#### [Supplied material]
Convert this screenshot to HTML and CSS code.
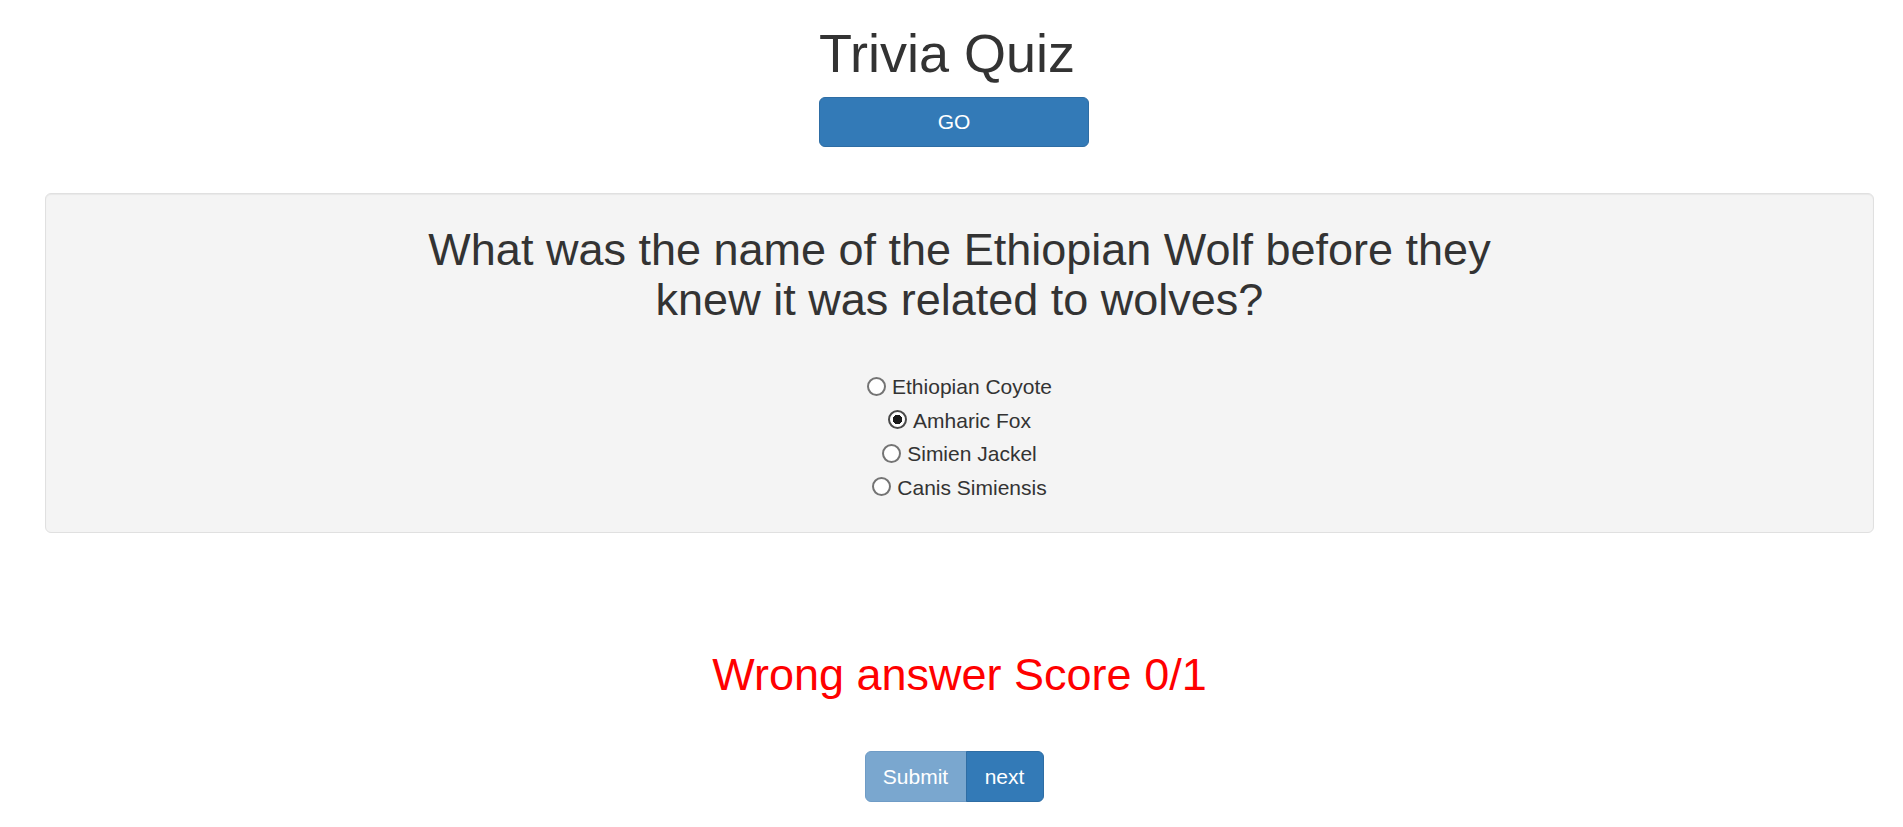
FILE: index.html
```html
<!DOCTYPE html>
<html lang="en">
<head>
<meta charset="utf-8">
<title>Trivia Quiz</title>
<link rel="stylesheet" href="styles.css">
</head>
<body>
  <header class="header">
    <h1 class="title">Trivia Quiz</h1>
    <button class="btn btn-go" type="button">GO</button>
  </header>

  <main class="content">
    <section class="well">
      <h2 class="question">What was the name of the Ethiopian Wolf before they knew it was related to wolves?</h2>
      <form class="answers">
        <label class="answer"><input type="radio" name="a" class="radio"><span>Ethiopian Coyote</span></label>
        <label class="answer"><input type="radio" name="a" class="radio" checked><span>Amharic Fox</span></label>
        <label class="answer"><input type="radio" name="a" class="radio"><span>Simien Jackel</span></label>
        <label class="answer"><input type="radio" name="a" class="radio"><span>Canis Simiensis</span></label>
      </form>
    </section>

    <h2 class="result">Wrong answer Score 0/1</h2>
  </main>

  <div class="actions">
    <div class="btn-group">
      <button class="btn btn-submit" type="button" disabled>Submit</button>
      <button class="btn btn-next" type="button">next</button>
    </div>
  </div>
</body>
</html>
```

FILE: styles.css
```css
html, body {
  margin: 0;
  padding: 0;
  background: #ffffff;
}

body {
  font-family: "Liberation Sans", Arial, Helvetica, sans-serif;
  color: #333333;
  font-size: 21px;
  line-height: 1.42857;
}

.header {
  width: 270px;
  margin-left: 819px;
  padding-top: 24px;
  display: flex;
  flex-direction: column;
  align-items: flex-start;
}

.title {
  margin: 0;
  font-size: 54px;
  font-weight: 500;
  line-height: 1.1;
  color: #333333;
  white-space: nowrap;
}

.btn {
  font-family: "Liberation Sans", Arial, Helvetica, sans-serif;
  font-size: 21px;
  line-height: 30px;
  padding: 9px 18px;
  color: #ffffff;
  border: 1px solid #2e6da4;
  background: #337ab7;
  cursor: pointer;
}

.btn-go {
  margin-top: 14px;
  width: 270px;
  height: 50px;
  border-radius: 6px;
  padding: 0;
}

.content {
  padding: 46px 29px 0 45px;
}

.well {
  background: #f4f4f4;
  border: 1px solid #e0e0e0;
  border-radius: 6px;
  box-shadow: inset 0 1px 1px rgba(0, 0, 0, 0.05);
  padding: 31px 28px 28px;
  display: flex;
  flex-direction: column;
  align-items: center;
}

.question {
  margin: 0;
  max-width: 1110px;
  font-size: 45px;
  font-weight: 500;
  line-height: 1.1;
  text-align: center;
  color: #333333;
}

.answers {
  margin-top: 46px;
  display: flex;
  flex-direction: column;
  align-items: center;
}

.answer {
  display: flex;
  align-items: center;
  height: 33.4px;
  line-height: 33.4px;
  font-size: 21px;
  color: #333333;
}

.radio {
  appearance: none;
  -webkit-appearance: none;
  width: 19px;
  height: 19px;
  margin: 0 6px 1px 0;
  border: 2px solid #747474;
  border-radius: 50%;
  background: #ffffff;
  box-sizing: border-box;
}

.radio:checked {
  border-color: #4a4a4a;
  background: radial-gradient(circle, #1a1a1a 0 4.5px, #ffffff 5px);
}

.result {
  margin: 117px 0 0;
  font-size: 45px;
  font-weight: 500;
  line-height: 1.1;
  text-align: center;
  color: #ff0000;
}

.actions {
  display: flex;
  justify-content: center;
  padding: 52px 0 0 5px;
}

.btn-group {
  display: flex;
}

.btn-submit {
  width: 102px;
  height: 51px;
  padding: 0;
  border-radius: 6px 0 0 6px;
  background: #7aa7cf;
  border-color: #6f9cc6;
  cursor: not-allowed;
}

.btn-next {
  width: 78px;
  height: 51px;
  padding: 0;
  border-radius: 0 6px 6px 0;
  margin-left: -1px;
}
```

#### [What to do]
Leave out the pictures and print every line of the data exactly.

#### [Written response]
Convert this screenshot to HTML and CSS code.
FILE: index.html
```html
<!DOCTYPE html>
<html lang="en">
<head>
<meta charset="utf-8">
<title>Trivia Quiz</title>
<link rel="stylesheet" href="styles.css">
</head>
<body>
  <header class="header">
    <h1 class="title">Trivia Quiz</h1>
    <button class="btn btn-go" type="button">GO</button>
  </header>

  <main class="content">
    <section class="well">
      <h2 class="question">What was the name of the Ethiopian Wolf before they knew it was related to wolves?</h2>
      <form class="answers">
        <label class="answer"><input type="radio" name="a" class="radio"><span>Ethiopian Coyote</span></label>
        <label class="answer"><input type="radio" name="a" class="radio" checked><span>Amharic Fox</span></label>
        <label class="answer"><input type="radio" name="a" class="radio"><span>Simien Jackel</span></label>
        <label class="answer"><input type="radio" name="a" class="radio"><span>Canis Simiensis</span></label>
      </form>
    </section>

    <h2 class="result">Wrong answer Score 0/1</h2>
  </main>

  <div class="actions">
    <div class="btn-group">
      <button class="btn btn-submit" type="button" disabled>Submit</button>
      <button class="btn btn-next" type="button">next</button>
    </div>
  </div>
</body>
</html>
```

FILE: styles.css
```css
html, body {
  margin: 0;
  padding: 0;
  background: #ffffff;
}

body {
  font-family: "Liberation Sans", Arial, Helvetica, sans-serif;
  color: #333333;
  font-size: 21px;
  line-height: 1.42857;
}

.header {
  width: 270px;
  margin-left: 819px;
  padding-top: 24px;
  display: flex;
  flex-direction: column;
  align-items: flex-start;
}

.title {
  margin: 0;
  font-size: 54px;
  font-weight: 500;
  line-height: 1.1;
  color: #333333;
  white-space: nowrap;
}

.btn {
  font-family: "Liberation Sans", Arial, Helvetica, sans-serif;
  font-size: 21px;
  line-height: 30px;
  padding: 9px 18px;
  color: #ffffff;
  border: 1px solid #2e6da4;
  background: #337ab7;
  cursor: pointer;
}

.btn-go {
  margin-top: 14px;
  width: 270px;
  height: 50px;
  border-radius: 6px;
  padding: 0;
}

.content {
  padding: 46px 29px 0 45px;
}

.well {
  background: #f4f4f4;
  border: 1px solid #e0e0e0;
  border-radius: 6px;
  box-shadow: inset 0 1px 1px rgba(0, 0, 0, 0.05);
  padding: 31px 28px 28px;
  display: flex;
  flex-direction: column;
  align-items: center;
}

.question {
  margin: 0;
  max-width: 1110px;
  font-size: 45px;
  font-weight: 500;
  line-height: 1.1;
  text-align: center;
  color: #333333;
}

.answers {
  margin-top: 46px;
  display: flex;
  flex-direction: column;
  align-items: center;
}

.answer {
  display: flex;
  align-items: center;
  height: 33.4px;
  line-height: 33.4px;
  font-size: 21px;
  color: #333333;
}

.radio {
  appearance: none;
  -webkit-appearance: none;
  width: 19px;
  height: 19px;
  margin: 0 6px 1px 0;
  border: 2px solid #747474;
  border-radius: 50%;
  background: #ffffff;
  box-sizing: border-box;
}

.radio:checked {
  border-color: #4a4a4a;
  background: radial-gradient(circle, #1a1a1a 0 4.5px, #ffffff 5px);
}

.result {
  margin: 117px 0 0;
  font-size: 45px;
  font-weight: 500;
  line-height: 1.1;
  text-align: center;
  color: #ff0000;
}

.actions {
  display: flex;
  justify-content: center;
  padding: 52px 0 0 5px;
}

.btn-group {
  display: flex;
}

.btn-submit {
  width: 102px;
  height: 51px;
  padding: 0;
  border-radius: 6px 0 0 6px;
  background: #7aa7cf;
  border-color: #6f9cc6;
  cursor: not-allowed;
}

.btn-next {
  width: 78px;
  height: 51px;
  padding: 0;
  border-radius: 0 6px 6px 0;
  margin-left: -1px;
}
```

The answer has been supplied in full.